En 2008, au vingt-et-unième siècle, aux Etats-Unis, une banque peut encore couler suite à des retraits massifs de liquidités de la part de ses clients, suite à un mouvement de défiance panique, avec des files de clients hystériques ... Comme au dix-neuvième siècle où de telles scènes étaient régulières ... Il s'agit d'un énorme défi lancé à la Federal Reserve (FOMC) ... Que peut faire Ben Bernanke.

Toujours au cours de la journée de vendredi, les deux géants américains du refinancement hypothécaire, Fannie Mae et Freddie Mac, ont fait l'objet d'un mouvement de panique boursière, perdant en cours de journée plus de 50% de leur valeur boursière, avant de se reprendre légèrement. En clôture, Fannie Mae affichait encore une perte de -22,35% (à 10,25 dollars), et Freddie Mac de -3,13% (à 7,75 dollars). La veille, Fannie Mae avait déjà abandonné -12% et Freddie Mac -22%. Leur baisse atteint -80% depuis le début de la crise financière.

Ces deux organismes ont pour mission de racheter aux établissements de crédit leurs créances hypothécaires, ce qui permet aux banques d'accorder de nouveaux prêts et de soutenir le marché immobilier dont une stabilisation est vitale pour relancer l'économie.

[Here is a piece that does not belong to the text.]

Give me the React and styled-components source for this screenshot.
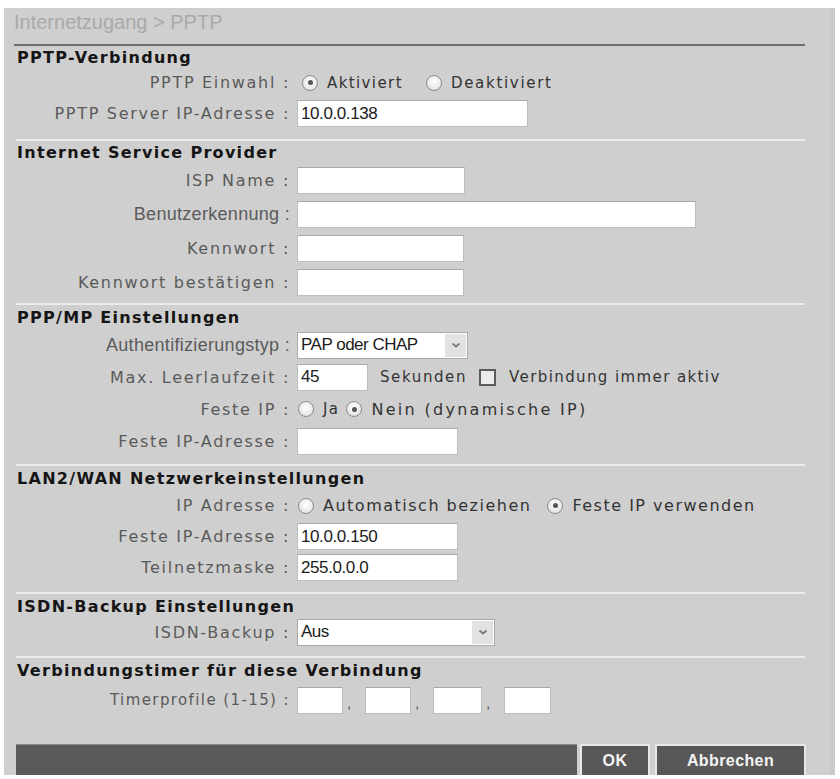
import React from "react";
import styled, { createGlobalStyle } from "styled-components";

const Global = createGlobalStyle`
  body {
    margin: 0;
    background: #fff;
  }
`;

function App() {
  return (
    <>
      <Global />
      <Panel>
        <Crumb>Internetzugang &gt; PPTP</Crumb>

        <Section $pt={3} $pb={10} $rowH={31} $headH={18}>
          <Heading>PPTP-Verbindung</Heading>
          <Row>
            <Label>PPTP Einwahl :</Label>
            <Field>
              <Radio $checked $ml={5} />
              <Option $after={20}>Aktiviert</Option>
              <Radio />
              <Option $ls={1.7}>Deaktiviert</Option>
            </Field>
          </Row>
          <Row>
            <Label>PPTP Server IP-Adresse :</Label>
            <Field>
              <Input $w={231} defaultValue="10.0.0.138" />
            </Field>
          </Row>
        </Section>

        <Section $rowH={34} $headH={20} $pb={4}>
          <Heading>Internet Service Provider</Heading>
          <Row>
            <Label>ISP Name :</Label>
            <Field><Input $w={168} /></Field>
          </Row>
          <Row>
            <Label $kind="narrow">Benutzerkennung :</Label>
            <Field><Input $w={399} /></Field>
          </Row>
          <Row>
            <Label>Kennwort :</Label>
            <Field><Input $w={167} type="password" /></Field>
          </Row>
          <Row>
            <Label>Kennwort bestätigen :</Label>
            <Field><Input $w={167} type="password" /></Field>
          </Row>
        </Section>

        <Section $rowH={32} $pb={7}>
          <Heading>PPP/MP Einstellungen</Heading>
          <Row>
            <Label $kind="narrow">Authentifizierungstyp :</Label>
            <Field>
              <Select $w={171}>
                <span>PAP oder CHAP</span>
                <Arrow />
              </Select>
            </Field>
          </Row>
          <Row>
            <Label>Max. Leerlaufzeit :</Label>
            <Field>
              <Input $w={71} defaultValue="45" />
              <Option $before={12} $ls={1.6}>Sekunden</Option>
              <Check />
              <Option>Verbindung immer aktiv</Option>
            </Field>
          </Row>
          <Row>
            <Label>Feste IP :</Label>
            <Field>
              <Radio $ml={1} />
              <Option $after={7}>Ja</Option>
              <Radio $ml={0} $checked />
              <Option $size={16} $ls={2.3}>Nein (dynamische IP)</Option>
            </Field>
          </Row>
          <Row>
            <Label>Feste IP-Adresse :</Label>
            <Field><Input $w={161} /></Field>
          </Row>
        </Section>

        <Section $rowH={31} $pb={9}>
          <Heading>LAN2/WAN Netzwerkeinstellungen</Heading>
          <Row>
            <Label>IP Adresse :</Label>
            <Field>
              <Radio $ml={1} />
              <Option $size={16} $ls={1.5} $after={13}>Automatisch beziehen</Option>
              <Radio $checked />
              <Option $size={16} $ls={1.5}>Feste IP verwenden</Option>
            </Field>
          </Row>
          <Row>
            <Label>Feste IP-Adresse :</Label>
            <Field><Input $w={161} defaultValue="10.0.0.150" /></Field>
          </Row>
          <Row>
            <Label>Teilnetzmaske :</Label>
            <Field><Input $w={161} defaultValue="255.0.0.0" /></Field>
          </Row>
        </Section>

        <Section $rowH={28} $pb={10}>
          <Heading>ISDN-Backup Einstellungen</Heading>
          <Row>
            <Label>ISDN-Backup :</Label>
            <Field>
              <Select $w={198}>
                <span>Aus</span>
                <Arrow />
              </Select>
            </Field>
          </Row>
        </Section>

        <Section $last $rowH={36}>
          <Heading>Verbindungstimer für diese Verbindung</Heading>
          <Row>
            <Label $kind="small">Timerprofile (1-15) :</Label>
            <Field>
              <Input $w={46} />
              <Comma>,</Comma>
              <Input $w={46} />
              <Comma>,</Comma>
              <Input $w={49} />
              <Comma>,</Comma>
              <Input $w={47} />
            </Field>
          </Row>
        </Section>

        <Bar>
          <Filler />
          <Button>OK</Button>
          <Button $wide>Abbrechen</Button>
        </Bar>
      </Panel>
    </>
  );
}

function Arrow() {
  return (
    <ArrowBox>
      <svg width="10" height="8" viewBox="0 0 10 8">
        <path d="M1.5 2.5 L5 5.5 L8.5 2.5" fill="none" stroke="#7a7a7a" strokeWidth="1.8" />
      </svg>
    </ArrowBox>
  );
}

const Panel = styled.div`
  box-sizing: border-box;
  width: 831px;
  height: 767px;
  margin: 8px 0 0 4px;
  padding: 0 25px 0 12px;
  background: #cfcfcf;
  border-right: 5px solid #c9c9c9;
  display: flex;
  flex-direction: column;
`;

const Crumb = styled.div`
  height: 36px;
  margin-left: -2px;
  border-bottom: 2px solid #6e6e6e;
  font-family: "Liberation Sans", Arial, sans-serif;
  font-size: 20px;
  line-height: 28px;
  color: #a9a9a9;
`;

const Section = styled.div`
  --row-h: ${(p) => p.$rowH || 33}px;
  --head-h: ${(p) => p.$headH || 22}px;
  padding: ${(p) => p.$pt ?? 2}px 0 ${(p) => p.$pb ?? 6}px;
  border-bottom: ${(p) => (p.$last ? "none" : "2px solid #ececec")};
`;

const Heading = styled.div`
  height: var(--head-h);
  line-height: var(--head-h);
  padding-left: 1px;
  font-family: "DejaVu Sans", Verdana, sans-serif;
  font-weight: bold;
  font-size: 16px;
  letter-spacing: 1.3px;
  color: #151515;
  white-space: nowrap;
`;

const Row = styled.div`
  display: grid;
  grid-template-columns: 274px 1fr;
  column-gap: 7px;
  align-items: center;
  height: var(--row-h);
`;

const labelFonts = {
  regular: `
    font-family: "DejaVu Sans", Verdana, sans-serif;
    font-size: 16px;
    letter-spacing: 1.7px;
  `,
  small: `
    font-family: "DejaVu Sans", Verdana, sans-serif;
    font-size: 15px;
    letter-spacing: 1.4px;
  `,
  narrow: `
    font-family: "Liberation Sans", Arial, sans-serif;
    font-size: 18px;
    letter-spacing: 0.3px;
  `,
};

const Label = styled.div`
  text-align: right;
  color: #5a5a5a;
  white-space: nowrap;
  ${(p) => labelFonts[p.$kind || "regular"]}
`;

const Field = styled.div`
  display: flex;
  align-items: center;
`;

const Input = styled.input`
  box-sizing: border-box;
  width: ${(p) => p.$w}px;
  height: 27px;
  border: 1px solid #bdbdbd;
  border-top-color: #a8a8a8;
  background: #fff;
  padding: 0 3px;
  font-family: "Liberation Sans", Arial, sans-serif;
  font-size: 17px;
  letter-spacing: -0.4px;
  color: #1c1c1c;
  outline: none;
`;

const Select = styled.div`
  box-sizing: border-box;
  width: ${(p) => p.$w}px;
  height: 27px;
  display: flex;
  align-items: center;
  justify-content: space-between;
  border: 1px solid #a9a9a9;
  background: #fff;
  padding-left: 3px;
  font-family: "Liberation Sans", Arial, sans-serif;
  font-size: 17px;
  letter-spacing: -0.5px;
  color: #1c1c1c;
`;

const ArrowBox = styled.span`
  width: 21px;
  height: 23px;
  margin-right: 1px;
  background: #e2e2e2;
  display: flex;
  align-items: center;
  justify-content: center;
`;

const Radio = styled.span`
  box-sizing: border-box;
  flex: none;
  width: 16px;
  height: 16px;
  margin: 0 9px 0 ${(p) => p.$ml ?? 3}px;
  border-radius: 50%;
  border: 1px solid #8c8c8c;
  background: radial-gradient(circle at 50% 40%, #ffffff 0%, #e6e6e6 70%, #d0d0d0 100%);
  display: flex;
  align-items: center;
  justify-content: center;

  &::after {
    content: "";
    width: 5px;
    height: 5px;
    border-radius: 50%;
    background: ${(p) => (p.$checked ? "#555" : "transparent")};
  }
`;

const Check = styled.span`
  box-sizing: border-box;
  flex: none;
  width: 17px;
  height: 17px;
  margin: 0 13px 0 12px;
  border: 2px solid #5c5c5c;
  background: #ececec;
`;

const Option = styled.span`
  margin-left: ${(p) => p.$before || 0}px;
  margin-right: ${(p) => p.$after || 0}px;
  font-family: "DejaVu Sans", Verdana, sans-serif;
  font-size: ${(p) => p.$size || 15}px;
  letter-spacing: ${(p) => p.$ls ?? 1.4}px;
  color: #333;
  white-space: nowrap;
`;

const Comma = styled.span`
  box-sizing: border-box;
  width: 22px;
  padding: 0 0 3px 4px;
  align-self: flex-end;
  font-family: "Liberation Sans", Arial, sans-serif;
  font-size: 15px;
  color: #555;
`;

const Bar = styled.div`
  margin-top: auto;
  height: 31px;
  width: 790px;
  display: flex;
`;

const Filler = styled.div`
  flex: 1;
  background: #5a5a5a;
  border-top: 1px solid #8a8a8a;
`;

const Button = styled.div`
  box-sizing: border-box;
  width: ${(p) => (p.$wide ? 151 : 70)}px;
  margin-left: ${(p) => (p.$wide ? 5 : 3)}px;
  border: 2px solid #e8e8e8;
  border-bottom: none;
  background: #585858;
  color: #f4f4f4;
  font-family: "Liberation Sans", Arial, sans-serif;
  font-weight: bold;
  font-size: 16px;
  letter-spacing: 0.4px;
  display: flex;
  align-items: center;
  justify-content: center;
`;

export default App;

Ces deux établissements détiennent ou garantissent à eux deux 5.200 milliards de dollars de crédits immobiliers, soit 40% de l'encours de prêts immobiliers consentis dans le pays. La Federal Reserve pourrait laisser les deux institutions accéder à ses liquidités - normalement réservées aux seules banques acceptant les dépôts du public - via son système de refinancement d'urgence (la fenêtre d'escompte).

Du côté de la France, des rumeurs circulent sur les marchés financiers sur une possible perte de l'ordre de 5 milliards d'euros pour une banque française au titre du deuxième trimestre 2008, entraînant à la baisse les cours boursiers des principaux établissements bancaires côtés, Crédit Agricole, BNP Paribas, Société Générale, Natixis ...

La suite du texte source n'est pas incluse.